When my third startup got into a Amazon-affiliated startup accelerator, I had to relocate from New York City to Seattle. I left behind my new wife just a few months after our wedding to hunker down in a 250-square-foot dorm for several months as my cofounder and I prepared to wow investors on Demo Day. It wasn’t exactly pleasant in the moment, but I cherish the memories from that intense sprint as part of my life as an entrepreneur.

Extensive work by the psychologist James Pennebaker and others has shown that writing about our experiences during and after difficult circumstances—especially if these thoughts and feelings have been kept a secret—can be tremendously healing, even if we never show those words to anyone. Taking multiple perspectives on the situation and trying to piece together a narrative even when things felt out of your control (using words like “realize” and “because”) helped people move forward in a positive direction.

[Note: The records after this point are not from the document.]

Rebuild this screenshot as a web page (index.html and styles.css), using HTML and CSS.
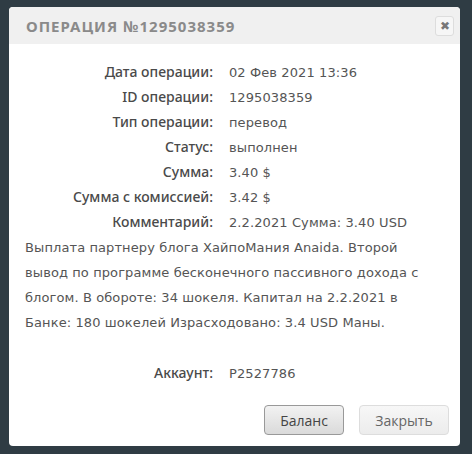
FILE: index.html
```html
<!DOCTYPE html>
<html lang="ru">
<head>
  <meta charset="UTF-8" />
  <title>Операция №1295038359</title>
  <link rel="stylesheet" href="styles.css">
</head>
<body>
  <div class="dialog">
    <div class="dialog-head">
      <span class="dialog-title">Операция №1295038359</span>
      <button class="close">&#10006;</button>
    </div>

    <div class="dialog-body">
      <div class="row"><span class="label">Дата операции:</span><span class="value">02 Фев 2021 13:36</span></div>
      <div class="row"><span class="label">ID операции:</span><span class="value">1295038359</span></div>
      <div class="row"><span class="label">Тип операции:</span><span class="value">перевод</span></div>
      <div class="row"><span class="label">Статус:</span><span class="value">выполнен</span></div>
      <div class="row"><span class="label">Сумма:</span><span class="value">3.40 $</span></div>
      <div class="row"><span class="label">Сумма с комиссией:</span><span class="value">3.42 $</span></div>
      <div class="row"><span class="label">Комментарий:</span><span class="value">2.2.2021 Сумма: 3.40 USD Выплата партнеру блога ХайпоМания Anaida. Второй вывод по программе бесконечного пассивного дохода с блогом. В обороте: 34 шокеля. Капитал на 2.2.2021 в Банке: 180 шокелей Израсходовано: 3.4 USD Маны.</span></div>
      <div class="row spaced"><span class="label">Аккаунт:</span><span class="value">P2527786</span></div>
    </div>

    <div class="dialog-foot">
      <button class="btn btn-main">Баланс</button>
      <button class="btn">Закрыть</button>
    </div>
  </div>
</body>
</html>
```

FILE: styles.css
```css
body {
  margin: 0;
  padding: 7px 12px 9px 9px;
  background-color: #2f3c44;
  font-family: "Noto Sans", Arial, sans-serif;
}
.dialog {
  background: #fff;
  border-radius: 4px;
  overflow: hidden;
}
.dialog-head {
  height: 37px;
  padding: 0 6px 0 17px;
  background: #f0f0f0;
  display: flex;
  align-items: center;
  justify-content: space-between;
}
.dialog-title {
  color: #8a8a8a;
  font-size: 15px;
  font-weight: bold;
  letter-spacing: 1px;
  text-transform: uppercase;
}
.close {
  width: 19px;
  height: 20px;
  padding: 0;
  border: 1px solid #ddd;
  border-radius: 3px;
  background: #f6f6f6;
  color: #777;
  font-size: 12px;
  line-height: 18px;
}
.dialog-body {
  padding: 15px 16px 0 16px;
  font-size: 14px;
  line-height: 25px;
  color: #555;
}
.label {
  display: inline-block;
  width: 188px;
  margin-right: 16px;
  text-align: right;
  color: #4a4a4a;
  font-weight: 500;
}
.value {
  font-family: "DejaVu Sans", sans-serif;
  font-size: 13px;
  line-height: 18px;
  letter-spacing: 0.1px;
}
.spaced {
  margin-top: 26px;
}
.dialog-foot {
  display: flex;
  justify-content: flex-end;
  gap: 15px;
  padding: 20px 11px 11px 0;
}
.btn {
  height: 30px;
  padding: 0 14px;
  border: 1px solid #ddd;
  border-radius: 4px;
  background: linear-gradient(#f7f7f7, #ececec);
  color: #666;
  font-family: "Open Sans", Arial, sans-serif;
  font-size: 14px;
}
.btn-main {
  min-width: 80px;
  border-color: #999;
  background: linear-gradient(#f2f2f2, #dadada);
  color: #444;
}
.btn + .btn {
  min-width: 90px;
}
```
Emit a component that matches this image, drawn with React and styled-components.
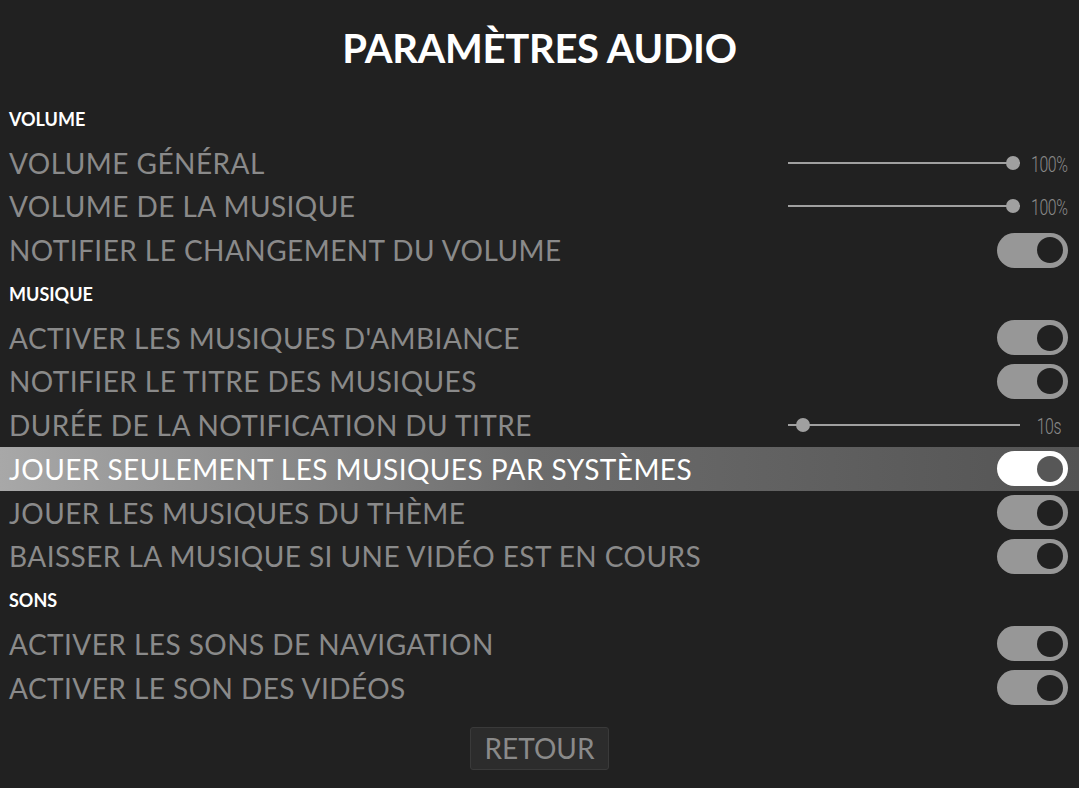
import React from 'react';
import styled, { createGlobalStyle } from 'styled-components';

const GlobalStyle = createGlobalStyle`
  html, body {
    margin: 0;
    padding: 0;
    background: #212121;
  }
  body {
    font-family: 'Lato', 'Open Sans', sans-serif;
  }
`;

const sections = [
  {
    title: 'VOLUME',
    items: [
      { label: 'VOLUME GÉNÉRAL', type: 'slider', value: 1, text: '100%' },
      { label: 'VOLUME DE LA MUSIQUE', type: 'slider', value: 1, text: '100%' },
      { label: 'NOTIFIER LE CHANGEMENT DU VOLUME', type: 'switch' },
    ],
  },
  {
    title: 'MUSIQUE',
    items: [
      { label: "ACTIVER LES MUSIQUES D'AMBIANCE", type: 'switch' },
      { label: 'NOTIFIER LE TITRE DES MUSIQUES', type: 'switch' },
      { label: 'DURÉE DE LA NOTIFICATION DU TITRE', type: 'slider', value: 0.035, text: '10s' },
      { label: 'JOUER SEULEMENT LES MUSIQUES PAR SYSTÈMES', type: 'switch', active: true },
      { label: 'JOUER LES MUSIQUES DU THÈME', type: 'switch' },
      { label: 'BAISSER LA MUSIQUE SI UNE VIDÉO EST EN COURS', type: 'switch' },
    ],
  },
  {
    title: 'SONS',
    items: [
      { label: 'ACTIVER LES SONS DE NAVIGATION', type: 'switch' },
      { label: 'ACTIVER LE SON DES VIDÉOS', type: 'switch' },
    ],
  },
];

const App = () => {
  return (
    <Screen>
      <GlobalStyle />
      <Title>PARAMÈTRES AUDIO</Title>
      <List>
        {sections.map((section) => (
          <React.Fragment key={section.title}>
            <SectionHeader>{section.title}</SectionHeader>
            {section.items.map((item) => (
              <Row key={item.label} $active={item.active}>
                <Label $active={item.active}>{item.label}</Label>
                {item.type === 'slider' ? (
                  <SliderWrap>
                    <Track>
                      <Knob style={{ left: `calc(${item.value} * (100% - 14px))` }} />
                    </Track>
                    <Value>
                      <ValueText>{item.text}</ValueText>
                    </Value>
                  </SliderWrap>
                ) : (
                  <Switch $active={item.active}>
                    <SwitchKnob $active={item.active} />
                  </Switch>
                )}
              </Row>
            ))}
          </React.Fragment>
        ))}
      </List>
      <Footer>
        <BackButton>RETOUR</BackButton>
      </Footer>
    </Screen>
  );
};

const Screen = styled.div`
  width: 1079px;
  height: 788px;
  background: #212121;
  overflow: hidden;
  display: flex;
  flex-direction: column;
`;

const Title = styled.h1`
  margin: 0;
  height: 95px;
  display: flex;
  align-items: center;
  justify-content: center;
  color: #ffffff;
  font-family: 'Lato', sans-serif;
  font-weight: 700;
  font-size: 40px;
  letter-spacing: -0.3px;
`;

const List = styled.div`
  display: flex;
  flex-direction: column;
  margin-top: 2px;
`;

const SectionHeader = styled.div`
  height: 43.75px;
  display: flex;
  align-items: center;
  padding-left: 9px;
  color: #ffffff;
  font-weight: 700;
  font-size: 18px;
`;

const Row = styled.div`
  height: 43.75px;
  display: flex;
  align-items: center;
  justify-content: space-between;
  padding: 0 11px 0 9px;
  background: ${(p) =>
    p.$active
      ? 'linear-gradient(to right, #a8a8a8 0%, #6c6c6c 50%, #545454 100%)'
      : 'transparent'};
`;

const Label = styled.span`
  color: ${(p) => (p.$active ? '#ffffff' : '#8a8a8a')};
  font-size: 28px;
  font-weight: 400;
  letter-spacing: 0.45px;
  white-space: nowrap;
`;

const SliderWrap = styled.div`
  width: 280px;
  display: flex;
  align-items: center;
`;

const Track = styled.div`
  position: relative;
  flex: 1;
  height: 2px;
  background: #a0a0a0;
`;

const Knob = styled.div`
  position: absolute;
  top: -6px;
  width: 14px;
  height: 14px;
  border-radius: 50%;
  background: #a0a0a0;
`;

const Value = styled.span`
  width: 38px;
  margin-left: 10px;
  display: flex;
  justify-content: center;
  white-space: nowrap;
  padding-top: 3px;
`;

const ValueText = styled.span`
  display: inline-block;
  color: #8a8a8a;
  font-family: 'Roboto', sans-serif;
  font-weight: 300;
  font-size: 22px;
  letter-spacing: -0.6px;
  transform: scaleX(0.72);
`;

const Switch = styled.div`
  width: 71px;
  height: 35px;
  box-sizing: border-box;
  border-radius: 18px;
  background: ${(p) => (p.$active ? '#ffffff' : '#979797')};
  display: flex;
  align-items: center;
  justify-content: flex-end;
  padding-right: 5px;
`;

const SwitchKnob = styled.div`
  width: 26px;
  height: 26px;
  border-radius: 50%;
  background: ${(p) => (p.$active ? '#575757' : '#212121')};
`;

const Footer = styled.div`
  display: flex;
  justify-content: center;
  padding-top: 17px;
`;

const BackButton = styled.button`
  width: 139px;
  height: 43px;
  background: #2c2c2c;
  border: 1px solid #3a3a3a;
  border-radius: 3px;
  color: #8a8a8a;
  font-family: 'Lato', sans-serif;
  font-size: 28px;
  padding: 0;
`;

export default App;
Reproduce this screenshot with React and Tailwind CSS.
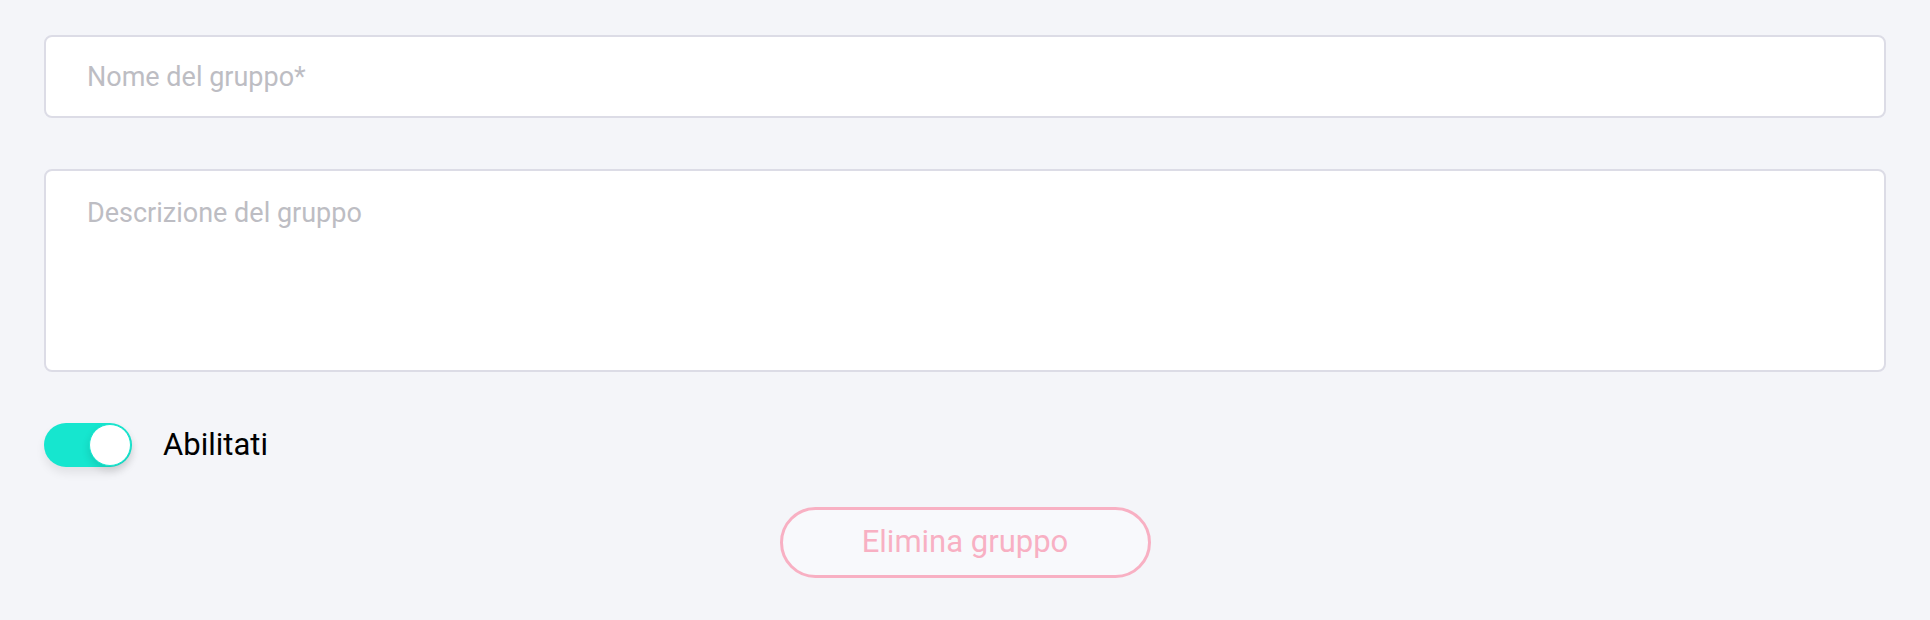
import React, { useState } from 'react';

export default function App() {
  const [enabled, setEnabled] = useState(true);

  return (
    <div className="min-h-[620px] w-full bg-[#f4f5f9] px-[44px] pt-[35px] font-['Roboto',sans-serif]">
      {/* Group name */}
      <input
        type="text"
        placeholder="Nome del gruppo*"
        className="block h-[83px] w-full rounded-[8px] border-2 border-[#dcdce6] bg-white pl-[41px] text-[27px] text-[#333] outline-none placeholder:text-[#bdbdc3]"
      />

      {/* Group description */}
      <textarea
        placeholder="Descrizione del gruppo"
        className="mt-[51px] block h-[203px] w-full resize-none rounded-[8px] border-2 border-[#dcdce6] bg-white pl-[41px] pt-[22px] text-[27px] leading-[40px] text-[#333] outline-none placeholder:text-[#bdbdc3]"
      />

      {/* Enabled toggle */}
      <div className="mt-[51px] flex h-[44px] items-center gap-[31px]">
        <button
          onClick={() => setEnabled(!enabled)}
          className={`relative h-[44px] w-[88px] rounded-full shadow-[0_6px_10px_rgba(0,0,0,0.08)] ${enabled ? 'bg-[#16e6cf]' : 'bg-[#d5d6de]'}`}
        >
          <span
            className={`absolute top-[1px] h-[42px] w-[42px] rounded-full border border-[#16e6cf] bg-white shadow-[0_4px_8px_rgba(0,0,0,0.12)] ${enabled ? 'right-[1px]' : 'left-[1px]'}`}
          />
        </button>
        <span className="text-[31px] leading-[44px] text-black">Abilitati</span>
      </div>

      {/* Delete */}
      <div className="mt-[40px] flex justify-center">
        <button className="h-[71px] w-[371px] rounded-full border-[3px] border-[#f8b0c3] bg-[#f8f9fc] text-[31px] text-[#f8b0c3]">
          Elimina gruppo
        </button>
      </div>
    </div>
  );
}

By retelling the story of our lives through a more empowering lens, we can take the edge off difficult events of the past and see the joy and growth they’ve enabled. Through the power of narrative and reflection, we can internalize lessons that will shape who we are today and who we become tomorrow.

Put it into practice:

  • Reflect on past challenges you’ve faced. What did you learn from those experiences? How have they shaped who you are today? Write it out. Or publish your reflections to an audience: If a fully public platform feels like too much exposure, consider just emailing a group of friends or posting in a private social network.
  • Think and freewrite about how you might want to tell the story of your current situation at work in the future. What actions will you want to say you took? How will you wish you’d handled it? What ending would you want the story to have?

Happiness is not possible at every moment, but by acting with resilience, we can create more consistent happiness in our lives—inside and outside of work.